- **REQUEST**:
Go through the material below and report how many lines contain "styles". Give only the number.

- **DATASET SECTION**:
..............................

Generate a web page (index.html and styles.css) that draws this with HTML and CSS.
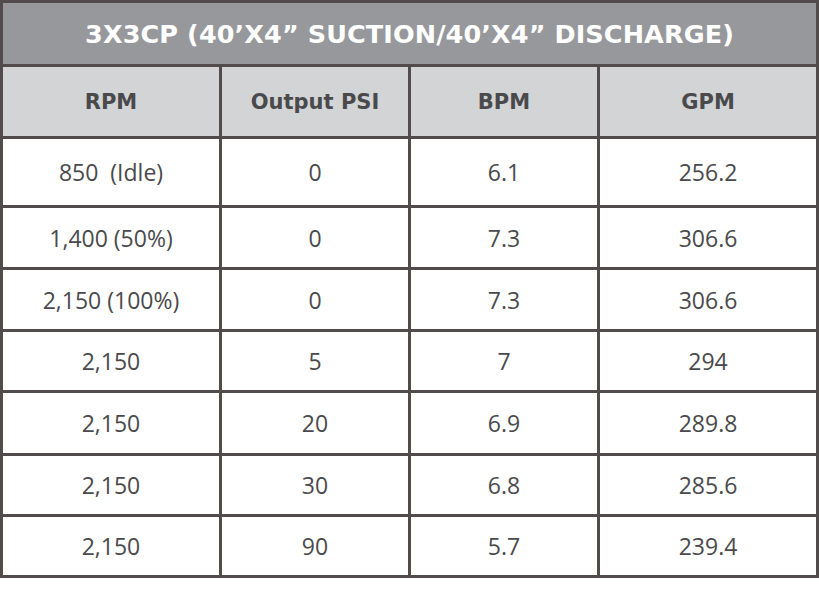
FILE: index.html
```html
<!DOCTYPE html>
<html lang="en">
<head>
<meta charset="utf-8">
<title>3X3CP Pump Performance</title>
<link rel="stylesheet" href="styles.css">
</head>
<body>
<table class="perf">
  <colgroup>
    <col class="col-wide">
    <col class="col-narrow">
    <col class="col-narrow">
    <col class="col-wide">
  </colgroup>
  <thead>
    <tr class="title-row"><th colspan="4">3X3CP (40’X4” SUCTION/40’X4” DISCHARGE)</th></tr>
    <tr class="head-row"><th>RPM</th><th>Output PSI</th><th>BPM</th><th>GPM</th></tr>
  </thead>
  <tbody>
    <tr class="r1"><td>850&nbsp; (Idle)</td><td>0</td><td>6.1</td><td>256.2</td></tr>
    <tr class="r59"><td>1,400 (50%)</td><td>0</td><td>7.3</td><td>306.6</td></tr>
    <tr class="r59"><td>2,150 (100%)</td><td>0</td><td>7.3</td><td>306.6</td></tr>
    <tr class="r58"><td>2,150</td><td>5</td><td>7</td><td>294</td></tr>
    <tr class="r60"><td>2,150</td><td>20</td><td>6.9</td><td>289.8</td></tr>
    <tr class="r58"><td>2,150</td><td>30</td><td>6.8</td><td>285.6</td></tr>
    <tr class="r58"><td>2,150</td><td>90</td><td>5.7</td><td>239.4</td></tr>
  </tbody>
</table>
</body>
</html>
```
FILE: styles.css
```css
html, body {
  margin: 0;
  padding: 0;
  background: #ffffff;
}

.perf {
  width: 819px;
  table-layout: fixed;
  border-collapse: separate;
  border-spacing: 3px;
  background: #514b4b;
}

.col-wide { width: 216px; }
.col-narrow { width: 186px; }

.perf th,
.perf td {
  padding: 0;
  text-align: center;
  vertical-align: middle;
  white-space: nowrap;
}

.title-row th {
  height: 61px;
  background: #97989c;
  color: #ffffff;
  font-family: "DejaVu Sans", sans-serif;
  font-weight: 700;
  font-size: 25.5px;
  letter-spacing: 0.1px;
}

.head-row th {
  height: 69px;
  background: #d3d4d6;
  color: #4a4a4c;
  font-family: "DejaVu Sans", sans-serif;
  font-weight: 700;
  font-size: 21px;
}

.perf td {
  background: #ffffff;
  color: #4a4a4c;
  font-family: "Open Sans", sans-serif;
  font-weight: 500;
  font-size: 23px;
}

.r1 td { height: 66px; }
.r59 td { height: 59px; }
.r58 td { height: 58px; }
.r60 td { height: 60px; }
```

..............................

- **EXERCISE OUTPUT**:
3